Of course, there have always been men of affairs wise enough to see past the current dogma. In “The Sages,” Charles R. Morris profiles three of them: George Soros, Warren Buffett and Paul Volcker.

Morris, the author of “The Trillion Dollar Meltdown,” doesn’t have much patience with economic theory, and it shows; I almost gave up on the book after Morris managed, in the space of just a few pages, to thoroughly misrepresent the ideas of both John Maynard Keynes and Milton Friedman. But the book comes to life with its personal profiles, especially the surprisingly endearing portrait of Warren Buffett as a young man.

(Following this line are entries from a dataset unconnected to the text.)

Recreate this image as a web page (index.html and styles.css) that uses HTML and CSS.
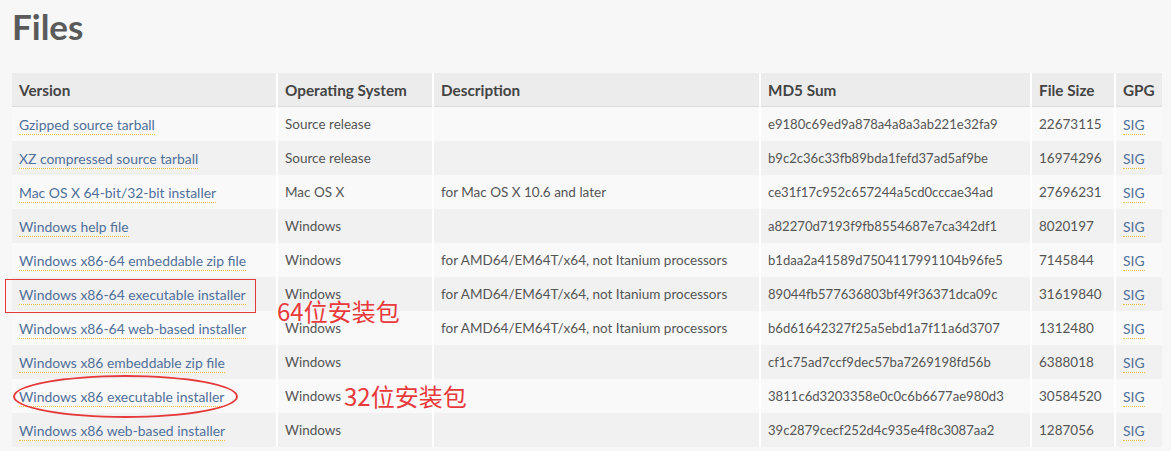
FILE: index.html
```html
<!DOCTYPE html>
<html lang="zh">
<head>
<meta charset="utf-8">
<title>Files</title>
<link rel="stylesheet" href="styles.css">
</head>
<body>
<div class="page">
  <h1 class="title">Files</h1>
  <div class="table-wrap">
    <table class="files">
      <colgroup>
        <col class="c-ver"><col class="c-os"><col class="c-desc"><col class="c-md5"><col class="c-size"><col class="c-gpg">
      </colgroup>
      <thead>
        <tr><th>Version</th><th>Operating System</th><th>Description</th><th>MD5 Sum</th><th>File Size</th><th>GPG</th></tr>
      </thead>
      <tbody>
        <tr><td><a href="#">Gzipped source tarball</a></td><td>Source release</td><td></td><td class="md5">e9180c69ed9a878a4a8a3ab221e32fa9</td><td>22673115</td><td><a href="#">SIG</a></td></tr>
        <tr><td><a href="#">XZ compressed source tarball</a></td><td>Source release</td><td></td><td class="md5">b9c2c36c33fb89bda1fefd37ad5af9be</td><td>16974296</td><td><a href="#">SIG</a></td></tr>
        <tr><td><a href="#">Mac OS X 64-bit/32-bit installer</a></td><td>Mac OS X</td><td>for Mac OS X 10.6 and later</td><td class="md5">ce31f17c952c657244a5cd0cccae34ad</td><td>27696231</td><td><a href="#">SIG</a></td></tr>
        <tr><td><a href="#">Windows help file</a></td><td>Windows</td><td></td><td class="md5">a82270d7193f9fb8554687e7ca342df1</td><td>8020197</td><td><a href="#">SIG</a></td></tr>
        <tr><td><a href="#">Windows x86-64 embeddable zip file</a></td><td>Windows</td><td>for AMD64/EM64T/x64, not Itanium processors</td><td class="md5">b1daa2a41589d7504117991104b96fe5</td><td>7145844</td><td><a href="#">SIG</a></td></tr>
        <tr><td><a href="#">Windows x86-64 executable installer</a></td><td>Windows</td><td>for AMD64/EM64T/x64, not Itanium processors</td><td class="md5">89044fb577636803bf49f36371dca09c</td><td>31619840</td><td><a href="#">SIG</a></td></tr>
        <tr><td><a href="#">Windows x86-64 web-based installer</a></td><td>Windows</td><td>for AMD64/EM64T/x64, not Itanium processors</td><td class="md5">b6d61642327f25a5ebd1a7f11a6d3707</td><td>1312480</td><td><a href="#">SIG</a></td></tr>
        <tr><td><a href="#">Windows x86 embeddable zip file</a></td><td>Windows</td><td></td><td class="md5">cf1c75ad7ccf9dec57ba7269198fd56b</td><td>6388018</td><td><a href="#">SIG</a></td></tr>
        <tr><td><a href="#">Windows x86 executable installer</a></td><td>Windows</td><td></td><td class="md5">3811c6d3203358e0c0c6b6677ae980d3</td><td>30584520</td><td><a href="#">SIG</a></td></tr>
        <tr><td><a href="#">Windows x86 web-based installer</a></td><td>Windows</td><td></td><td class="md5">39c2879cecf252d4c935e4f8c3087aa2</td><td>1287056</td><td><a href="#">SIG</a></td></tr>
      </tbody>
    </table>
    <div class="mark-rect"></div>
    <div class="mark-ellipse"></div>
    <div class="note note-64">64位安装包</div>
    <div class="note note-32">32位安装包</div>
  </div>
</div>
</body>
</html>
```
FILE: styles.css
```css
html, body {
  margin: 0;
  padding: 0;
  background: #f7f7f7;
}
.page {
  padding: 0 9px 0 12px;
  font-family: "Lato", "Liberation Sans", sans-serif;
  color: #555;
}
.title {
  margin: 0;
  padding-top: 6px;
  height: 67px;
  font-size: 35px;
  line-height: 40px;
  font-weight: 700;
  color: #5a5a5a;
}
.table-wrap {
  position: relative;
}
.files {
  width: 1150px;
  table-layout: fixed;
  border-collapse: collapse;
  font-size: 13.5px;
}
.c-ver { width: 265px; }
.c-os { width: 156px; }
.c-desc { width: 327px; }
.c-md5 { width: 271px; }
.c-size { width: 84px; }
.c-gpg { width: 47px; }
.files th, .files td {
  text-align: left;
  padding: 0 7px;
  height: 34px;
  border-right: 2px solid #fff;
  white-space: nowrap;
  overflow: hidden;
}
.files td.md5 {
  font-size: 13.1px;
}
.files th:last-child, .files td:last-child {
  border-right: 0;
}
.files th {
  background: #ececec;
  color: #444;
  font-weight: 700;
  font-size: 15.3px;
  border-bottom: 1px solid #dcdcdc;
  height: 33px;
}
.files tbody tr:nth-child(odd) td { background: #f9f9f9; }
.files tbody tr:nth-child(even) td { background: #f1f1f1; }
.files a {
  color: #50709a;
  font-size: 13.9px;
  text-decoration: none;
  border-bottom: 1px dotted #f0c23a;
  padding-bottom: 1px;
}
.mark-rect {
  position: absolute;
  left: -7px;
  top: 206px;
  width: 249px;
  height: 32px;
  border: 1px solid #e5393b;
}
.mark-ellipse {
  position: absolute;
  left: 1px;
  top: 302px;
  width: 221px;
  height: 39px;
  border: 2px solid #e5393b;
  border-radius: 50%;
}
.note {
  position: absolute;
  font-family: "Noto Sans CJK SC", sans-serif;
  font-size: 24px;
  line-height: 28px;
  color: #e8393c;
}
.note-64 { left: 265px; top: 224px; }
.note-32 { left: 332px; top: 309px; }
```
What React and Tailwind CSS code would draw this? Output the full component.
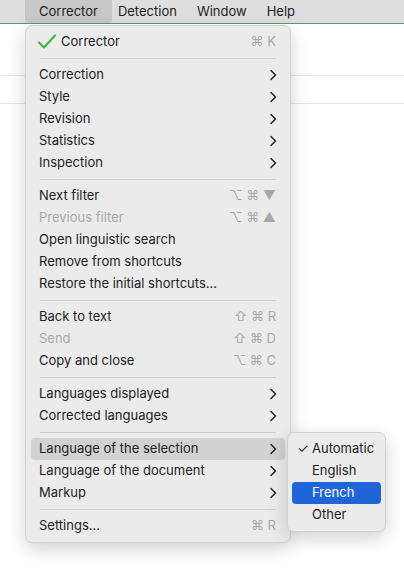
import React from 'react'

const font = { fontFamily: '"Inter", "Liberation Sans", sans-serif' }

const menu = [
  { label: 'Corrector', check: true, sc: '⌘ K' },
  'sep',
  { label: 'Correction', sub: true },
  { label: 'Style', sub: true },
  { label: 'Revision', sub: true },
  { label: 'Statistics', sub: true },
  { label: 'Inspection', sub: true },
  'sep',
  { label: 'Next filter', sc: '⌥ ⌘ ▼' },
  { label: 'Previous filter', sc: '⌥ ⌘ ▲', disabled: true },
  { label: 'Open linguistic search' },
  { label: 'Remove from shortcuts' },
  { label: 'Restore the initial shortcuts…' },
  'sep',
  { label: 'Back to text', sc: '⇧ ⌘ R' },
  { label: 'Send', sc: '⇧ ⌘ D', disabled: true },
  { label: 'Copy and close', sc: '⌥ ⌘ C' },
  'sep',
  { label: 'Languages displayed', sub: true },
  { label: 'Corrected languages', sub: true },
  'sep',
  { label: 'Language of the selection', sub: true, active: true },
  { label: 'Language of the document', sub: true },
  { label: 'Markup', sub: true },
  'sep',
  { label: 'Settings…', sc: '⌘ R' },
]

function Chevron() {
  return (
    <svg width="8" height="12" viewBox="0 0 8 12" className="text-[#2a2a2a]">
      <path d="M2 1.5 L6.5 6 L2 10.5" fill="none" stroke="currentColor" strokeWidth="1.6" strokeLinecap="round" strokeLinejoin="round" />
    </svg>
  )
}

export default function App() {
  return (
    <div className="relative w-[404px] h-[581px] bg-white overflow-hidden text-[13px] text-[#222]" style={font}>
      <div className="flex h-6 bg-[#dedede] border-b border-[#5a9a72] items-stretch pl-[25px]">
        <div className="px-[14px] flex items-center bg-[#c8c8c8] rounded-b-[3px]">Corrector</div>
        <div className="px-[6px] flex items-center">Detection</div>
        <div className="px-[14px] flex items-center">Window</div>
        <div className="px-[6px] flex items-center">Help</div>
      </div>
      <div className="h-[52px] border-b border-[#e6e6e6]" />
      <div className="h-[28px] border-b border-[#e6e6e6]" />

      <div className="absolute left-[25px] top-[25px] w-[266px] py-[5px] bg-[#ebebeb] rounded-[7px] border border-[#d2d2d2] shadow-[0_6px_18px_rgba(0,0,0,0.18)]">
        {menu.map((m, i) =>
          m === 'sep' ? (
            <div key={i} className="h-[11px] flex items-center px-[14px]">
              <div className="h-px w-full bg-[#d0d0d0]" />
            </div>
          ) : (
            <div
              key={i}
              className={`h-[22px] mx-[5px] px-[8px] rounded-[4px] flex items-center ${m.active ? 'bg-[#d2d2d2]' : ''} ${m.disabled ? 'text-[#a8a8a8]' : ''}`}
            >
              {m.check && (
                <svg width="20" height="16" viewBox="0 0 20 16" className="-ml-[2px] mr-[4px]">
                  <path d="M2 8.5 L7 13.5 L18 1.5" fill="none" stroke="#3fb54a" strokeWidth="2.2" strokeLinecap="round" strokeLinejoin="round" />
                </svg>
              )}
              <span className="flex-1">{m.label}</span>
              {m.sc && <span className="text-[#a8a8a8] whitespace-pre mr-[1px]">{m.sc}</span>}
              {m.sub && <Chevron />}
            </div>
          )
        )}
      </div>

      <div className="absolute left-[287px] top-[432px] w-[99px] py-[5px] bg-[#ebebeb] rounded-[7px] border border-[#d2d2d2] shadow-[0_6px_18px_rgba(0,0,0,0.18)]">
        {['Automatic', 'English', 'French', 'Other'].map((l, i) => (
          <div key={l} className={`h-[22px] mx-[4px] rounded-[4px] flex items-center ${l === 'French' ? 'bg-[#2065d8] text-white' : ''}`}>
            <span className="w-[20px] text-center pl-[2px]">{i === 0 ? '✓' : ''}</span>
            <span>{l}</span>
          </div>
        ))}
      </div>
    </div>
  )
}
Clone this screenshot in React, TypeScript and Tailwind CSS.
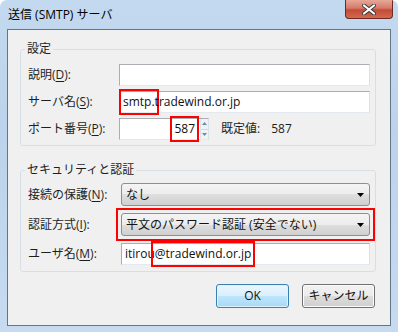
import React from "react";

// Windows 7 style "送信 (SMTP) サーバ" dialog with red annotation boxes.

const FONT = "font-['Open_Sans','Noto_Sans_CJK_JP',sans-serif]";

function Label({ text, hot, tail = "):" }: { text: string; hot: string; tail?: string }) {
  return (
    <span className="whitespace-nowrap text-[#1e1e1e]">
      {text}(<span className="underline underline-offset-2">{hot}</span>
      {tail}
    </span>
  );
}

function TextBox({ children, className = "" }: { children?: React.ReactNode; className?: string }) {
  return (
    <div
      className={`flex h-[22px] items-center border border-[#abadb3] border-b-[#e3e9ef] border-r-[#dbdfe6] bg-white px-[3px] text-[#111] ${className}`}
    >
      {children}
    </div>
  );
}

function ComboBox({ value }: { value: string }) {
  return (
    <div className="flex h-[23px] items-center justify-between rounded-[3px] border border-[#8e8f8f] bg-[linear-gradient(#f4f4f4,#ececec_50%,#dedede_50%,#d0d0d0)] pl-[4px] pr-[5px] text-[#111]">
      <span>{value}</span>
      <svg width="7" height="4" viewBox="0 0 7 4">
        <path d="M0 0h7L3.5 4z" fill="#000" />
      </svg>
    </div>
  );
}

function Spin() {
  return (
    <div className="flex h-full w-[8px] flex-col border-l border-[#dde4ea] bg-[#eef2f6]">
      <div className="flex flex-1 items-center justify-center border-b border-[#cfd8e0]">
        <svg width="5" height="3" viewBox="0 0 5 3">
          <path d="M0 3h5L2.5 0z" fill="#6f8aa6" />
        </svg>
      </div>
      <div className="flex flex-1 items-center justify-center">
        <svg width="5" height="3" viewBox="0 0 5 3">
          <path d="M0 0h5L2.5 3z" fill="#6f8aa6" />
        </svg>
      </div>
    </div>
  );
}

function Group({ title, children }: { title: string; children: React.ReactNode }) {
  return (
    <fieldset className="mr-[1px] rounded-[3px] border border-[#d5dfe5] pl-[7px] pr-[5px]">
      <legend className="-ml-[3px] px-[2px] leading-4 text-[#1e1e1e]">{title}</legend>
      {children}
    </fieldset>
  );
}

export default function App() {
  return (
    <div
      className={`${FONT} flex h-[332px] w-[398px] flex-col overflow-hidden rounded-t-[7px] bg-[linear-gradient(180deg,#c3d9ef,#bcd3eb_40%,#c6dbf0)] px-[7px] text-[12px]`}
    >
      {/* title bar */}
      <div className="flex h-[29px] shrink-0 items-start justify-between">
        <span className="mt-[6px] pl-[1px] text-[12px] text-black">送信 (SMTP) サーバ</span>
        <div className="-mr-[2px] flex h-[19px] w-[48px] items-center justify-center rounded-b-[4px] border border-t-0 border-[#6e2a22] bg-[linear-gradient(#e7a897,#d77a69_45%,#c44a38_55%,#d06a4f)]">
          <svg width="14" height="11" viewBox="0 0 14 11">
            <path d="M2 1.5l10 8M12 1.5l-10 8" stroke="#3b3b3b" strokeWidth="4" strokeLinecap="round" />
            <path d="M2 1.5l10 8M12 1.5l-10 8" stroke="#fff" strokeWidth="2.2" strokeLinecap="round" />
          </svg>
        </div>
      </div>

      {/* client area */}
      <div className="flex h-[297px] shrink-0 flex-col border border-[#647588] bg-[#f0f0f0] pl-[12px] pr-[13px] pt-[11px]">
        <Group title="設定">
          <div className="grid grid-cols-[91px_1fr] items-center gap-y-[5px] pb-[5px] pt-[7px]">
            <Label text="説明" hot="D" />
            <TextBox />

            <Label text="サーバ名" hot="S" />
            <TextBox>
              <span className="outline-2 outline-offset-2 outline-[#ff0000]">smtp.</span>
              <span>tradewind.or.jp</span>
            </TextBox>

            <Label text="ポート番号" hot="P" />
            <div className="flex items-center">
              <div className="flex h-[22px] w-[90px] items-stretch border border-[#abadb3] border-b-[#e3e9ef] border-r-[#dbdfe6] bg-white">
                <div className="flex flex-1 items-center justify-end pr-[5px] text-[#111]">
                  <span className="outline-2 outline-offset-2 outline-[#ff0000]">587</span>
                </div>
                <Spin />
              </div>
              <span className="ml-[12px] text-[#1e1e1e]">既定値:</span>
              <span className="ml-[11px] text-[#1e1e1e]">587</span>
            </div>
          </div>
        </Group>

        <div className="mt-[16px]">
          <Group title="セキュリティと認証">
            <div className="grid grid-cols-[93px_1fr] items-center gap-y-[7px] pb-[6px] pt-[5px]">
              <Label text="接続の保護" hot="N" />
              <ComboBox value="なし" />

              <Label text="認証方式" hot="I" />
              <div className="outline-2 outline-offset-[3px] outline-[#ff0000]">
                <ComboBox value="平文のパスワード認証 (安全でない)" />
              </div>

              <Label text="ユーザ名" hot="M" />
              <TextBox>
                <span>itirou</span>
                <span className="outline-2 outline-offset-2 outline-[#ff0000]">@tradewind.or.jp</span>
              </TextBox>
            </div>
          </Group>
        </div>

        <div className="mt-[12px] flex justify-end gap-[13px] pr-[2px]">
          <button className="h-[24px] w-[73px] rounded-[3px] border border-[#3c7fb1] bg-[linear-gradient(#eaf6fd,#d9f0fc_50%,#bee6fd_50%,#a7d9f5)] text-[#111] shadow-[inset_0_0_0_1px_#dff2fc]">
            OK
          </button>
          <button className="h-[24px] w-[73px] rounded-[3px] border border-[#707070] bg-[linear-gradient(#f2f2f2,#ebebeb_50%,#dddddd_50%,#cfcfcf)] text-[#111] shadow-[inset_0_0_0_1px_#fcfcfc]">
            キャンセル
          </button>
        </div>
      </div>
    </div>
  );
}
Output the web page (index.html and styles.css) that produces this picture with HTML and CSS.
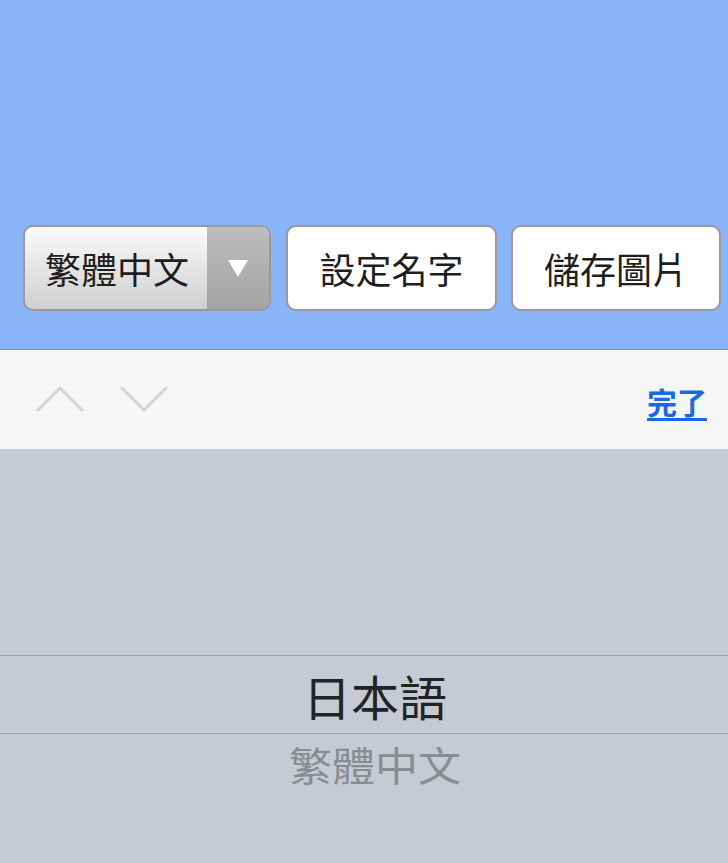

Do the lives of the sages carry useful lessons for the rest of us? Soros doesn’t really seem to have a method, except that of being smarter than anyone else. Buffett does have a method — figure out what a company is really worth, and buy it if you can get it cheap — but it’s not a method that would work for anyone without his gifts. And Volcker’s main asset is his implacable integrity, which most mortals would find hard to match.

Indeed, I came away from reading these books wondering if their shared under­lying premise — that the current crisis will put an end to Panglossian views of financial markets — is right. Fox points out that academic belief in the perfection of financial markets survived the 1987 stock market crash and the bursting of the Internet bubble. Why should the reaction to the latest catastrophe be any different? In fact, what I hear from my finance professor friends is that there’s a lot less soul-searching under way than you might expect. And Wall Street’s appetite for complex strategies that sound clever — and can be sold to credulous investors — survived L.T.C.M.’s debacle; why can’t it survive this crisis, too?

My guess is that the myth of the rational market — a myth that is beautiful, comforting and, above all, lucrative — isn’t going away anytime soon.

Paul Krugman, an Op-Ed columnist for The Times, is the author of “The Return of Depression Economics and the Crisis of 2008.”